BILL REQ. #: H-2993.1
State of Washington | 63rd Legislature | 2014 Regular Session |
Read first time 01/15/14. Referred to Committee on Finance.
AN ACT Relating to dedicating a portion of state sales tax revenues derived from certain short-term major public events for county economic development use; adding a new chapter to Title 82 RCW; and providing an expiration date.
BE IT ENACTED BY THE LEGISLATURE OF THE STATE OF WASHINGTON:
NEW SECTION. Sec. 1 The legislature finds that the state
benefits substantially from additional tax revenues generated from
certain short-term major public events. Local governments incur
significant costs in attracting, staging, and maintaining the venues
for such events. The legislature further finds that the current
distribution of additional temporary increased sales tax revenue from
such events fails to recognize the significant local government costs
necessary to maintain and improve the venues to attract and host such
events. The legislature therefore finds it appropriate to share a
portion of the temporary new revenue derived from the event with the
local government responsible for providing and maintaining the event
venues in order to continue to attract such events.
NEW SECTION. Sec. 2 A county special events tax program is
created. An eligible county may apply to receive a temporary
additional portion of the state sales tax imposed under chapter 82.08
RCW, as provided in this chapter.
NEW SECTION. Sec. 3 The definitions in this section apply
throughout this chapter unless the context clearly requires otherwise.
(1) "Eligible county" means a county that is host to a paid
admission public event:
(a) For which venue selection is made independently of the county;
(b) For which preparation requirements extend beyond the normal use
of the existing venue support facilities and include event support
costs borne by the county; and
(c) That is eligible under the provisions of section 4(4) of this
act.
(2) "Event period" means the fiscal quarter in which the event
occurs.
NEW SECTION. Sec. 4 (1) Not later than ninety days prior to the
first day of the event, the executive authority of a county expecting
to be eligible under this chapter must provide the department with a
statement indicating the county's expectation that it will be eligible
for selective temporary shared revenue from this event under the
provisions of this chapter. Accompanying this notification, the county
must provide supporting documentation and applicable metrics
demonstrating the extent of the anticipated additional tax income
generated from the event.
(2) Tax collection and remission proceeds normally during the event
period, except that the department will ensure that it has the means to
track collections in the eligible county for validation after the
event.
(3) Within ninety days following the end of the fiscal year in
which the event occurred, the department must compute the sales tax
revenue derived from the eligible county during the event period. The
department must then compare that amount to an average for the same
period in the same county for the three previous years.
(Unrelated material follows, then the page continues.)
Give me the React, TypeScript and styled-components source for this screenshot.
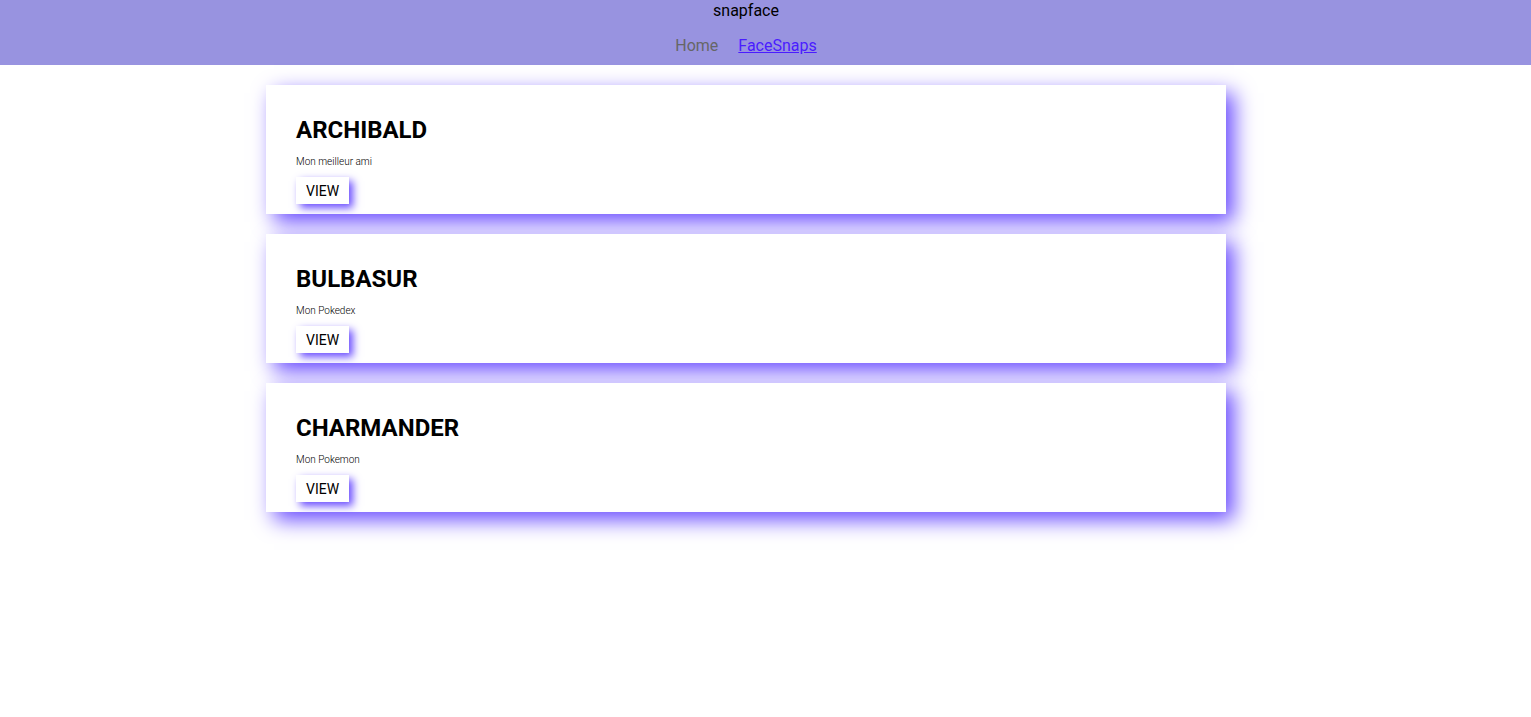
import React from "react";
import styled, { createGlobalStyle } from "styled-components";

const Global = createGlobalStyle`
  html, body { margin: 0; padding: 0; background: #fff; }
  body { font-family: Roboto, "Liberation Sans", sans-serif; color: #000; }
`;

const Header = styled.header`
  background: #9893e0;
  height: 65px;
  padding-right: 39px;
  display: flex;
  flex-direction: column;
  align-items: center;
`;

const Brand = styled.div`
  font-size: 16px;
  line-height: 19px;
  margin-top: 1px;
`;

const Nav = styled.nav`
  display: flex;
  gap: 20px;
  margin-top: 16px;
  font-size: 16px;
  line-height: 19px;
`;

const NavLink = styled.a<{ $active?: boolean }>`
  color: ${(p) => (p.$active ? "#4a1cff" : "#666")};
  text-decoration: ${(p) => (p.$active ? "underline" : "none")};
  cursor: pointer;
`;

const Page = styled.div`
  padding: 20px 39px 60px 0;
`;

const List = styled.main`
  width: 960px;
  margin: 0 auto;
  display: flex;
  flex-direction: column;
  gap: 20px;
`;

const Card = styled.section`
  background: #fff;
  padding: 31px 30px 10px;
  box-shadow: 8px 8px 20px #6a4cff;
  display: flex;
  flex-direction: column;
  align-items: flex-start;
`;

const Title = styled.h2`
  margin: 0;
  font-size: 24px;
  line-height: 28px;
  font-weight: 700;
`;

const Subtitle = styled.p`
  margin: 12px 0 0;
  font-size: 10px;
  line-height: 12px;
  font-weight: 300;
`;

const ViewButton = styled.button`
  margin-top: 9px;
  height: 27px;
  padding: 0 10px;
  border: none;
  background: #fff;
  font-family: Roboto, "Liberation Sans", sans-serif;
  font-size: 14px;
  font-weight: 400;
  color: #000;
  box-shadow: 4px 4px 8px #6a4cff;
  cursor: pointer;
`;

const snaps = [
  { title: "ARCHIBALD", desc: "Mon meilleur ami" },
  { title: "BULBASUR", desc: "Mon Pokedex" },
  { title: "CHARMANDER", desc: "Mon Pokemon" },
];

export default function App() {
  return (
    <>
      <Global />
      <Header>
        <Brand>snapface</Brand>
        <Nav>
          <NavLink>Home</NavLink>
          <NavLink $active>FaceSnaps</NavLink>
        </Nav>
      </Header>
      <Page>
        <List>
          {snaps.map((s) => (
            <Card key={s.title}>
              <Title>{s.title}</Title>
              <Subtitle>{s.desc}</Subtitle>
              <ViewButton>VIEW</ViewButton>
            </Card>
          ))}
        </List>
      </Page>
    </>
  );
}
(4) If the department finds that revenue during the event period
exceeds the average for the three previous years by an amount greater
than two million dollars it must declare the county eligible to receive
a temporary share of the additional revenues subject to the provisions
of this chapter. The department must notify the eligible county of its
findings within ninety days.
(5)(a) The state must make disbursements under this chapter to the
economic development endowment account of the eligible county as
follows: Forty percent of state sales tax revenue collected in the
eligible county from the event period in excess of the average for the
same period in the preceding three years. Such disbursements must be
treated as a one-time occurrence establishing no entitlement to any
future disbursement unless specifically authorized by law.
(b) In addition to any disbursements from state sales tax revenue
under (a) of this subsection, an eligible county may also accept funds
from other public or private sources into its economic development
endowment account, if those funds are used exclusively for the purposes
specified in section 5 of this act.
NEW SECTION. Sec. 5 (1) An eligible county that has applied to
receive tax revenue under this section must agree to create and
maintain an economic development endowment account. Any funds
deposited in the account may only be used for the support of venues
suitable for hosting eligible events under this section.
(2) An eligible county may receive additional funds from other
public or private sources for deposit into the economic development
endowment account; however, such funds may only be spent for the
purposes specified in subsection (1) of this section.
NEW SECTION. Sec. 6 Sections 1 through 5 of this act constitute
a new chapter in Title
NEW SECTION. Sec. 7 This act expires December 31, 2016.